4. Agricultural Unit. A modern agricultural unit was incorporated into the ancient setting of agricultural terraces. The unit is surrounded by a stone wall. In its center, one observes the remains of a recent building (Figs. 5, 6) and a rock-hewn cistern with a settling pit linked by a channel (Fig. 7). Modern concrete was used to construct the building and the cistern’s settling pit. Potsherds from the Late Ottoman period and the British Mandate era are scattered on the surface, and pieces of recent metal barrels are strewn around the building; the absence of pottery from earlier periods reinforces the assumption that the unit is recent. The unit’s features and the finds dispersed around it suggest its attribution to farmers from the nearby Arab villages.

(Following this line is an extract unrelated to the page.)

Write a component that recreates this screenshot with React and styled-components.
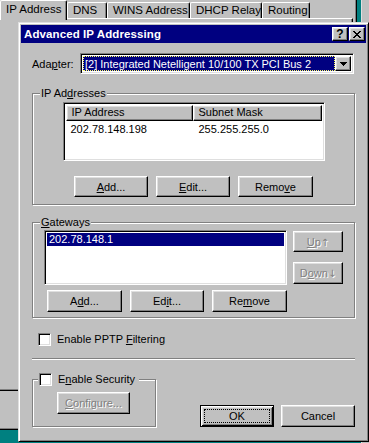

This agricultural unit was previously documented in the Jerusalem Survey (Kloner 2003:107; Site 120) when Byzantine and Early Islamic pottery was identified. The current survey detected no pottery from these periods.
5. Field Tower (map ref. 216814/630952; Fig. 8). Near the southern boundary of the agricultural unit (Point 4), the foundations of a small oval field tower were documented (diam. 2.2 m), leaning on a bedrock step to its north. The walls (thickness c. 0.5 m) were built of medium-sized fieldstones and preserved 1–2 courses high, and the tower’s western side was buried under collapsed stone rubble. The upper preserved course leans inward from the foundation’s line, suggesting that the building had a domed roof. The entrance to the tower was not identified; it may have been on the western side, buried beneath the rubble.
6. Burial Cave (map ref. 215812/630850; Fig. 9). The courtyard (1.1 × 2.1 m) and facade (height 2.1 m) of an incomplete burial cave were discovered. They were hewn into a hard limestone rock terrace on the stream’s southern side. The cave facade contains a rectangular, northwest-facing, rock-hewn niche (2.1 × 2.2 m, depth 0.8–1.1 m), probably the beginning of an unfinished entrance. The niche was surrounded by an asymmetrical rock-hewn rectangular frame (width 0.43 m on the eastern side, 0.26 m on the western side). Except for a leveled section in its southeastern part, the rock face inside the niche was undressed and remained arched. The cave courtyard is demarcated on the east and west by rock-cut walls (length c. 1.4 m and 1.2 m, respectively), along which benches were hewn (width 0.15–0.20 m, height 0.4 m).
7. Built Channel (Fig. 10). The channel is c. 100 m long, built along the stream’s lower reaches until its confluence with Nahal Soreq. The channel consists of two sections of wide parallel walls (width 1.2–1.5 m, average height 1.5 m), made of different sized fieldstones and built directly on the bedrock. The average distance between the walls is 2 m on average. The channel constituted an integral part of the agricultural terrace system in the streambed, used to drain the runoff water toward the Nahal Soreq valley. This channeling method is known from many streams in the Jerusalem Hills, such as Nahal Soreq, Upper Nahal Kesalon and Nahal Zova. Damage to these channels in cultivated areas leads to flooding of the land along the streambed.
Most of the remains surveyed (2–4, 6, 7) reflect the latest phase of traditional agricultural operations practiced in the streambed and along its banks. The hewn cistern, the agricultural terraces and the channel built to divert runoff water were constructed to ensure maximum water utilization during the rainy seasons. The channel’s construction beside the stream required considerable investment and organizational ability, underscoring its necessity. Without channeling the excess runoff during the winter months, the cultivated plots along the stream were at risk of losing their soil to erosion. The stream water drained into Nahal Soreq, flowed westward and was probably used to irrigate agricultural terraces and plots downstream that belonged to inhabitants of the nearby village of ‘En Kerem. The surveyed stream’s proximity to the Mamluk and Ottoman remains of Khirbat Bet Mazmil (Walker and Dolinka 2020) suggests that inhabitants of this site may have been the farmers that tended to these plots. In either case, the series of agricultural terraces along the stream and on its two banks is probably the product of a slow process that began long before the periods represented in the current survey. This hypothesis is reinforced by our knowledge of ancient settlements in and around ‘En Kerem (Saller 1946) and Bet Mazmil (Walker and Dolinka 2020) and in light of excavated agricultural terraces throughout the Jerusalem Hills, some dating from Iron Age II and some from the Roman and Byzantine periods (Edelstein, Milevski and Aurant 1998:6–14). The unfinished burial cave is typical of burial caves from the Early Roman period and may be associated with a nearby farmstead.